Tips On Making Time To Learn Welding
Since you’ll need to invest the time and energy to learn how to weld correctly, here are some tips to ensure it goes smoother:
- Perfect practice makes perfect. Take the time to do things right instead of rushing through the motions.
- Fail fast. It’s okay to fail, in fact, that’s how you’ll learn best. Make sure you fail quickly though and learn from your mistakes.
- Get enough sleep. When working with dangerous equipment it’s best to ensure you’re getting enough sleep, both to cognitively retain the information you’re learning, but also make sure you’re attentive and focused.
- Test yourself however you can. Whether that’s reading this blog or doing some live-action welding, testing can help improve your retention. For more information, the American Psychological Association has some great tips on studying smart here.

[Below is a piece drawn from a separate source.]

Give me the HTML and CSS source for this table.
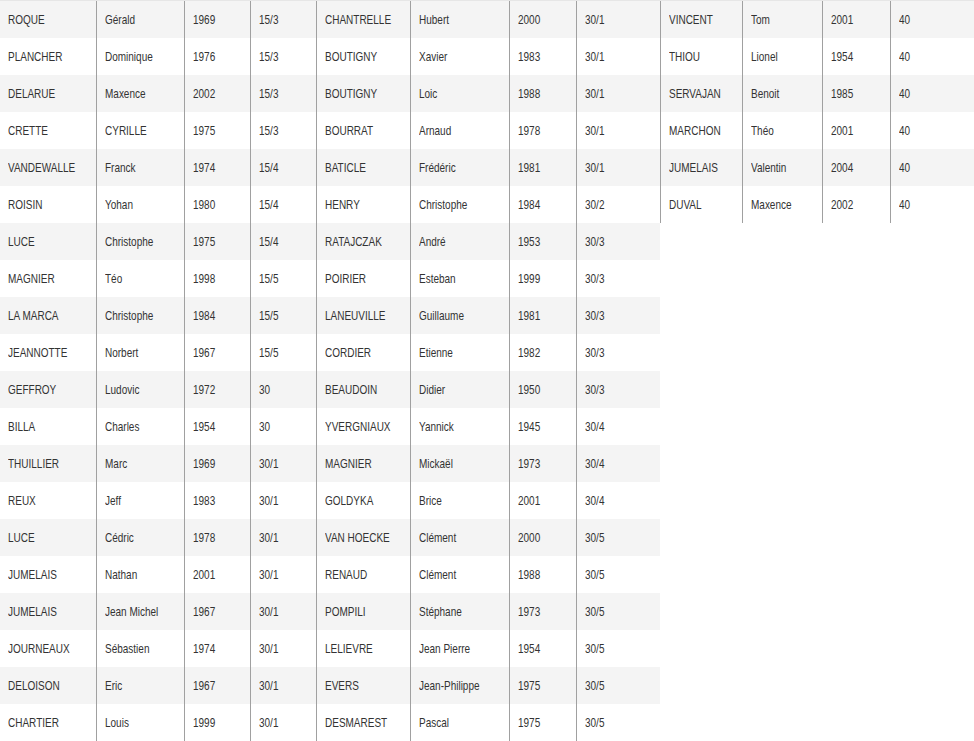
FILE: index.html
```html
<!DOCTYPE html>
<html lang="fr">
<head>
<meta charset="utf-8">
<title>Classement</title>
<link rel="stylesheet" href="styles.css">
</head>
<body>
<div class="sheet">
  <div class="tbl t1">
    <div class="row"><div class="c"><span>ROQUE</span></div><div class="c"><span>Gérald</span></div><div class="c"><span>1969</span></div><div class="c"><span>15/3</span></div></div>
    <div class="row"><div class="c"><span>PLANCHER</span></div><div class="c"><span>Dominique</span></div><div class="c"><span>1976</span></div><div class="c"><span>15/3</span></div></div>
    <div class="row"><div class="c"><span>DELARUE</span></div><div class="c"><span>Maxence</span></div><div class="c"><span>2002</span></div><div class="c"><span>15/3</span></div></div>
    <div class="row"><div class="c"><span>CRETTE</span></div><div class="c"><span>CYRILLE</span></div><div class="c"><span>1975</span></div><div class="c"><span>15/3</span></div></div>
    <div class="row"><div class="c"><span>VANDEWALLE</span></div><div class="c"><span>Franck</span></div><div class="c"><span>1974</span></div><div class="c"><span>15/4</span></div></div>
    <div class="row"><div class="c"><span>ROISIN</span></div><div class="c"><span>Yohan</span></div><div class="c"><span>1980</span></div><div class="c"><span>15/4</span></div></div>
    <div class="row"><div class="c"><span>LUCE</span></div><div class="c"><span>Christophe</span></div><div class="c"><span>1975</span></div><div class="c"><span>15/4</span></div></div>
    <div class="row"><div class="c"><span>MAGNIER</span></div><div class="c"><span>Téo</span></div><div class="c"><span>1998</span></div><div class="c"><span>15/5</span></div></div>
    <div class="row"><div class="c"><span>LA MARCA</span></div><div class="c"><span>Christophe</span></div><div class="c"><span>1984</span></div><div class="c"><span>15/5</span></div></div>
    <div class="row"><div class="c"><span>JEANNOTTE</span></div><div class="c"><span>Norbert</span></div><div class="c"><span>1967</span></div><div class="c"><span>15/5</span></div></div>
    <div class="row"><div class="c"><span>GEFFROY</span></div><div class="c"><span>Ludovic</span></div><div class="c"><span>1972</span></div><div class="c"><span>30</span></div></div>
    <div class="row"><div class="c"><span>BILLA</span></div><div class="c"><span>Charles</span></div><div class="c"><span>1954</span></div><div class="c"><span>30</span></div></div>
    <div class="row"><div class="c"><span>THUILLIER</span></div><div class="c"><span>Marc</span></div><div class="c"><span>1969</span></div><div class="c"><span>30/1</span></div></div>
    <div class="row"><div class="c"><span>REUX</span></div><div class="c"><span>Jeff</span></div><div class="c"><span>1983</span></div><div class="c"><span>30/1</span></div></div>
    <div class="row"><div class="c"><span>LUCE</span></div><div class="c"><span>Cédric</span></div><div class="c"><span>1978</span></div><div class="c"><span>30/1</span></div></div>
    <div class="row"><div class="c"><span>JUMELAIS</span></div><div class="c"><span>Nathan</span></div><div class="c"><span>2001</span></div><div class="c"><span>30/1</span></div></div>
    <div class="row"><div class="c"><span>JUMELAIS</span></div><div class="c"><span>Jean Michel</span></div><div class="c"><span>1967</span></div><div class="c"><span>30/1</span></div></div>
    <div class="row"><div class="c"><span>JOURNEAUX</span></div><div class="c"><span>Sébastien</span></div><div class="c"><span>1974</span></div><div class="c"><span>30/1</span></div></div>
    <div class="row"><div class="c"><span>DELOISON</span></div><div class="c"><span>Eric</span></div><div class="c"><span>1967</span></div><div class="c"><span>30/1</span></div></div>
    <div class="row"><div class="c"><span>CHARTIER</span></div><div class="c"><span>Louis</span></div><div class="c"><span>1999</span></div><div class="c"><span>30/1</span></div></div>
  </div>
  <div class="tbl t2">
    <div class="row"><div class="c"><span>CHANTRELLE</span></div><div class="c"><span>Hubert</span></div><div class="c"><span>2000</span></div><div class="c"><span>30/1</span></div></div>
    <div class="row"><div class="c"><span>BOUTIGNY</span></div><div class="c"><span>Xavier</span></div><div class="c"><span>1983</span></div><div class="c"><span>30/1</span></div></div>
    <div class="row"><div class="c"><span>BOUTIGNY</span></div><div class="c"><span>Loic</span></div><div class="c"><span>1988</span></div><div class="c"><span>30/1</span></div></div>
    <div class="row"><div class="c"><span>BOURRAT</span></div><div class="c"><span>Arnaud</span></div><div class="c"><span>1978</span></div><div class="c"><span>30/1</span></div></div>
    <div class="row"><div class="c"><span>BATICLE</span></div><div class="c"><span>Frédéric</span></div><div class="c"><span>1981</span></div><div class="c"><span>30/1</span></div></div>
    <div class="row"><div class="c"><span>HENRY</span></div><div class="c"><span>Christophe</span></div><div class="c"><span>1984</span></div><div class="c"><span>30/2</span></div></div>
    <div class="row"><div class="c"><span>RATAJCZAK</span></div><div class="c"><span>André</span></div><div class="c"><span>1953</span></div><div class="c"><span>30/3</span></div></div>
    <div class="row"><div class="c"><span>POIRIER</span></div><div class="c"><span>Esteban</span></div><div class="c"><span>1999</span></div><div class="c"><span>30/3</span></div></div>
    <div class="row"><div class="c"><span>LANEUVILLE</span></div><div class="c"><span>Guillaume</span></div><div class="c"><span>1981</span></div><div class="c"><span>30/3</span></div></div>
    <div class="row"><div class="c"><span>CORDIER</span></div><div class="c"><span>Etienne</span></div><div class="c"><span>1982</span></div><div class="c"><span>30/3</span></div></div>
    <div class="row"><div class="c"><span>BEAUDOIN</span></div><div class="c"><span>Didier</span></div><div class="c"><span>1950</span></div><div class="c"><span>30/3</span></div></div>
    <div class="row"><div class="c"><span>YVERGNIAUX</span></div><div class="c"><span>Yannick</span></div><div class="c"><span>1945</span></div><div class="c"><span>30/4</span></div></div>
    <div class="row"><div class="c"><span>MAGNIER</span></div><div class="c"><span>Mickaël</span></div><div class="c"><span>1973</span></div><div class="c"><span>30/4</span></div></div>
    <div class="row"><div class="c"><span>GOLDYKA</span></div><div class="c"><span>Brice</span></div><div class="c"><span>2001</span></div><div class="c"><span>30/4</span></div></div>
    <div class="row"><div class="c"><span>VAN HOECKE</span></div><div class="c"><span>Clément</span></div><div class="c"><span>2000</span></div><div class="c"><span>30/5</span></div></div>
    <div class="row"><div class="c"><span>RENAUD</span></div><div class="c"><span>Clément</span></div><div class="c"><span>1988</span></div><div class="c"><span>30/5</span></div></div>
    <div class="row"><div class="c"><span>POMPILI</span></div><div class="c"><span>Stéphane</span></div><div class="c"><span>1973</span></div><div class="c"><span>30/5</span></div></div>
    <div class="row"><div class="c"><span>LELIEVRE</span></div><div class="c"><span>Jean Pierre</span></div><div class="c"><span>1954</span></div><div class="c"><span>30/5</span></div></div>
    <div class="row"><div class="c"><span>EVERS</span></div><div class="c"><span>Jean-Philippe</span></div><div class="c"><span>1975</span></div><div class="c"><span>30/5</span></div></div>
    <div class="row"><div class="c"><span>DESMAREST</span></div><div class="c"><span>Pascal</span></div><div class="c"><span>1975</span></div><div class="c"><span>30/5</span></div></div>
  </div>
  <div class="tbl t3">
    <div class="row"><div class="c"><span>VINCENT</span></div><div class="c"><span>Tom</span></div><div class="c"><span>2001</span></div><div class="c"><span>40</span></div></div>
    <div class="row"><div class="c"><span>THIOU</span></div><div class="c"><span>Lionel</span></div><div class="c"><span>1954</span></div><div class="c"><span>40</span></div></div>
    <div class="row"><div class="c"><span>SERVAJAN</span></div><div class="c"><span>Benoit</span></div><div class="c"><span>1985</span></div><div class="c"><span>40</span></div></div>
    <div class="row"><div class="c"><span>MARCHON</span></div><div class="c"><span>Théo</span></div><div class="c"><span>2001</span></div><div class="c"><span>40</span></div></div>
    <div class="row"><div class="c"><span>JUMELAIS</span></div><div class="c"><span>Valentin</span></div><div class="c"><span>2004</span></div><div class="c"><span>40</span></div></div>
    <div class="row"><div class="c"><span>DUVAL</span></div><div class="c"><span>Maxence</span></div><div class="c"><span>2002</span></div><div class="c"><span>40</span></div></div>
  </div>
</div>
</body>
</html>
```
FILE: styles.css
```css
* { box-sizing: border-box; }
html, body { margin: 0; padding: 0; background: #fff; }
body {
  font-family: "Liberation Sans", Arial, sans-serif;
  font-size: 13.5px;
  color: #333;
}
.sheet {
  display: flex;
  align-items: flex-start;
  width: 974px;
  border-top: 1px solid #e6e6e6;
}
.tbl { display: flex; flex-direction: column; }
.t1 { width: 316px; }
.t2 { width: 344px; }
.t3 { width: 314px; }
.row {
  display: grid;
  height: 37px;
}
.t1 .row { grid-template-columns: 96px 88px 66px 66px; }
.t2 .row { grid-template-columns: 94px 99px 67px 84px; }
.t3 .row { grid-template-columns: 82px 80px 68px 84px; }
.row:nth-child(odd) { background: #f4f4f4; }
.c {
  display: flex;
  align-items: center;
  padding: 0 8px;
  border-left: 1px solid #a0a0a0;
  white-space: nowrap;
  overflow: hidden;
}
.c span {
  display: inline-block;
  transform: scaleX(0.74);
  transform-origin: left center;
}
.t1 .c:first-child { border-left: none; }
```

- Be okay with it taking a long time. Malcolm Gladwell says in his book, Outliers, that it takes a person about 10,000 hours to master a skill. Don’t set yourself up for failure by thinking you’ll master welding in a matter of months.
Is welding dangerous? Welding is safe if the proper safety precautions are taken, but can be extremely dangerous if they aren’t. You need to ensure you have the correct tools, you’re properly wearing the correct safety equipment, and you’ve been trained by a professional, among other factors.
Is welding a good career? Welding can be a very rewarding career – both financially and personally – if you know what you’re doing. Also, it does not require a college degree, so the barrier to entry is lower.